[AVAILABLE DATA start]

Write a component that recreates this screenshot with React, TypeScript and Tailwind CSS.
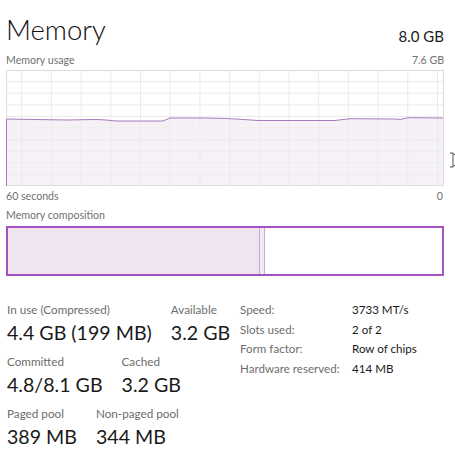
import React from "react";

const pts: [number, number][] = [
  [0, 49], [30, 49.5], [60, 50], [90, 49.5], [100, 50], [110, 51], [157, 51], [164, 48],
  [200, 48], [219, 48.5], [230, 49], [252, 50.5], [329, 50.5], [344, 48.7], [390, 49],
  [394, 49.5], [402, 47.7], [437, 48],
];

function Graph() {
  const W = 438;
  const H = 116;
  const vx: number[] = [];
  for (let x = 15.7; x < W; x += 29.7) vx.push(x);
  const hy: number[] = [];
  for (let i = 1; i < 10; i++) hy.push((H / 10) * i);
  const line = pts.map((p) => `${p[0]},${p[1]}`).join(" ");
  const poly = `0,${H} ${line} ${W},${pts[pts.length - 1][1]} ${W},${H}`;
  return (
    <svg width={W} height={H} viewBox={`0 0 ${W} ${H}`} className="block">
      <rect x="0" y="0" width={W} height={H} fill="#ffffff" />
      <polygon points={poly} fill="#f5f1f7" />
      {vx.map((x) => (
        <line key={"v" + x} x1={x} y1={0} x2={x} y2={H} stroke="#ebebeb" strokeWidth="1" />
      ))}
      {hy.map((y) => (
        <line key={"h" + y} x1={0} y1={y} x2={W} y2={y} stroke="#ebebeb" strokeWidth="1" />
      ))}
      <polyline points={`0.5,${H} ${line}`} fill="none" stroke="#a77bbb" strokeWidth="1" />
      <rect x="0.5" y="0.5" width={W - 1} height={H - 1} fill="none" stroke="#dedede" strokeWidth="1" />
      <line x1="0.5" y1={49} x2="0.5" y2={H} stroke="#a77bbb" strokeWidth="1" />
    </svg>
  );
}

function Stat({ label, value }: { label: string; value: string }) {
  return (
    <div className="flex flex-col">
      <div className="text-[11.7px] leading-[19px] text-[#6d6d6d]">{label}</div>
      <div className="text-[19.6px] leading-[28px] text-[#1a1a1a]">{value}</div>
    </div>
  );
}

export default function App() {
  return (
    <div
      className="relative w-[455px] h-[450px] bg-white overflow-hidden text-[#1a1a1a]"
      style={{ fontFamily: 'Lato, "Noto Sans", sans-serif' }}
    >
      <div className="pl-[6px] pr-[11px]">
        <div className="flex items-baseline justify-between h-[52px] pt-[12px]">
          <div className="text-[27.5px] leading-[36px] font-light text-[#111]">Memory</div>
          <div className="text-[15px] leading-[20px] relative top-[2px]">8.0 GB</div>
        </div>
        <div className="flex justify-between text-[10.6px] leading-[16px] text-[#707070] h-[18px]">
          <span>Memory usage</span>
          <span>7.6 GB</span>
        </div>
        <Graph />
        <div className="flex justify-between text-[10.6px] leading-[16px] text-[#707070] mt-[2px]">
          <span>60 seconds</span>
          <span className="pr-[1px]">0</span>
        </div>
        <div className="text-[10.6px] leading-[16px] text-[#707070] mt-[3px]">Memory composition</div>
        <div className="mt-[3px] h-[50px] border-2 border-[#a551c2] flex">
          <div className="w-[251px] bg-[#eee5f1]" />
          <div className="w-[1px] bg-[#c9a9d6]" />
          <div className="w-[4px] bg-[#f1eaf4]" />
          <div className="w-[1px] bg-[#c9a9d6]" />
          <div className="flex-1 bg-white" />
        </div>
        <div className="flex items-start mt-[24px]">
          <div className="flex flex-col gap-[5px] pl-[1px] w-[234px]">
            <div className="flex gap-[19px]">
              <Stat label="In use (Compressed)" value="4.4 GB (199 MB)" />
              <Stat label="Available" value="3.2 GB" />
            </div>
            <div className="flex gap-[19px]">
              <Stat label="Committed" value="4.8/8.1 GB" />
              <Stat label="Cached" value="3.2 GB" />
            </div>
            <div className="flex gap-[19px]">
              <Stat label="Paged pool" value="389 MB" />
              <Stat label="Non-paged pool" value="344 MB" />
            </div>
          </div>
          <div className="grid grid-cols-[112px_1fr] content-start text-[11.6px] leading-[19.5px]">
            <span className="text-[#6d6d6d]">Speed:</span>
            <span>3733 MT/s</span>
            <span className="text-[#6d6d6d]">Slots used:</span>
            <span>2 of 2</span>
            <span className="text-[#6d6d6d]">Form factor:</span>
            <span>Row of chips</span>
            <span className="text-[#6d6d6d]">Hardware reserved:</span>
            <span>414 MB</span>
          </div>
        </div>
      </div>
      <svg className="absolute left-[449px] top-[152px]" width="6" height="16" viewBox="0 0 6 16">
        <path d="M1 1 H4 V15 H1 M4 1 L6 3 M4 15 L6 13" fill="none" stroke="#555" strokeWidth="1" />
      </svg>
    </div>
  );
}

[AVAILABLE DATA end]

- [DIRECTIONS]: Print the full listing exactly, dropping the pictures.

- [TASK RESULT]:
Write a component that recreates this screenshot with React, TypeScript and Tailwind CSS.
import React from "react";

const pts: [number, number][] = [
  [0, 49], [30, 49.5], [60, 50], [90, 49.5], [100, 50], [110, 51], [157, 51], [164, 48],
  [200, 48], [219, 48.5], [230, 49], [252, 50.5], [329, 50.5], [344, 48.7], [390, 49],
  [394, 49.5], [402, 47.7], [437, 48],
];

function Graph() {
  const W = 438;
  const H = 116;
  const vx: number[] = [];
  for (let x = 15.7; x < W; x += 29.7) vx.push(x);
  const hy: number[] = [];
  for (let i = 1; i < 10; i++) hy.push((H / 10) * i);
  const line = pts.map((p) => `${p[0]},${p[1]}`).join(" ");
  const poly = `0,${H} ${line} ${W},${pts[pts.length - 1][1]} ${W},${H}`;
  return (
    <svg width={W} height={H} viewBox={`0 0 ${W} ${H}`} className="block">
      <rect x="0" y="0" width={W} height={H} fill="#ffffff" />
      <polygon points={poly} fill="#f5f1f7" />
      {vx.map((x) => (
        <line key={"v" + x} x1={x} y1={0} x2={x} y2={H} stroke="#ebebeb" strokeWidth="1" />
      ))}
      {hy.map((y) => (
        <line key={"h" + y} x1={0} y1={y} x2={W} y2={y} stroke="#ebebeb" strokeWidth="1" />
      ))}
      <polyline points={`0.5,${H} ${line}`} fill="none" stroke="#a77bbb" strokeWidth="1" />
      <rect x="0.5" y="0.5" width={W - 1} height={H - 1} fill="none" stroke="#dedede" strokeWidth="1" />
      <line x1="0.5" y1={49} x2="0.5" y2={H} stroke="#a77bbb" strokeWidth="1" />
    </svg>
  );
}

function Stat({ label, value }: { label: string; value: string }) {
  return (
    <div className="flex flex-col">
      <div className="text-[11.7px] leading-[19px] text-[#6d6d6d]">{label}</div>
      <div className="text-[19.6px] leading-[28px] text-[#1a1a1a]">{value}</div>
    </div>
  );
}

export default function App() {
  return (
    <div
      className="relative w-[455px] h-[450px] bg-white overflow-hidden text-[#1a1a1a]"
      style={{ fontFamily: 'Lato, "Noto Sans", sans-serif' }}
    >
      <div className="pl-[6px] pr-[11px]">
        <div className="flex items-baseline justify-between h-[52px] pt-[12px]">
          <div className="text-[27.5px] leading-[36px] font-light text-[#111]">Memory</div>
          <div className="text-[15px] leading-[20px] relative top-[2px]">8.0 GB</div>
        </div>
        <div className="flex justify-between text-[10.6px] leading-[16px] text-[#707070] h-[18px]">
          <span>Memory usage</span>
          <span>7.6 GB</span>
        </div>
        <Graph />
        <div className="flex justify-between text-[10.6px] leading-[16px] text-[#707070] mt-[2px]">
          <span>60 seconds</span>
          <span className="pr-[1px]">0</span>
        </div>
        <div className="text-[10.6px] leading-[16px] text-[#707070] mt-[3px]">Memory composition</div>
        <div className="mt-[3px] h-[50px] border-2 border-[#a551c2] flex">
          <div className="w-[251px] bg-[#eee5f1]" />
          <div className="w-[1px] bg-[#c9a9d6]" />
          <div className="w-[4px] bg-[#f1eaf4]" />
          <div className="w-[1px] bg-[#c9a9d6]" />
          <div className="flex-1 bg-white" />
        </div>
        <div className="flex items-start mt-[24px]">
          <div className="flex flex-col gap-[5px] pl-[1px] w-[234px]">
            <div className="flex gap-[19px]">
              <Stat label="In use (Compressed)" value="4.4 GB (199 MB)" />
              <Stat label="Available" value="3.2 GB" />
            </div>
            <div className="flex gap-[19px]">
              <Stat label="Committed" value="4.8/8.1 GB" />
              <Stat label="Cached" value="3.2 GB" />
            </div>
            <div className="flex gap-[19px]">
              <Stat label="Paged pool" value="389 MB" />
              <Stat label="Non-paged pool" value="344 MB" />
            </div>
          </div>
          <div className="grid grid-cols-[112px_1fr] content-start text-[11.6px] leading-[19.5px]">
            <span className="text-[#6d6d6d]">Speed:</span>
            <span>3733 MT/s</span>
            <span className="text-[#6d6d6d]">Slots used:</span>
            <span>2 of 2</span>
            <span className="text-[#6d6d6d]">Form factor:</span>
            <span>Row of chips</span>
            <span className="text-[#6d6d6d]">Hardware reserved:</span>
            <span>414 MB</span>
          </div>
        </div>
      </div>
      <svg className="absolute left-[449px] top-[152px]" width="6" height="16" viewBox="0 0 6 16">
        <path d="M1 1 H4 V15 H1 M4 1 L6 3 M4 15 L6 13" fill="none" stroke="#555" strokeWidth="1" />
      </svg>
    </div>
  );
}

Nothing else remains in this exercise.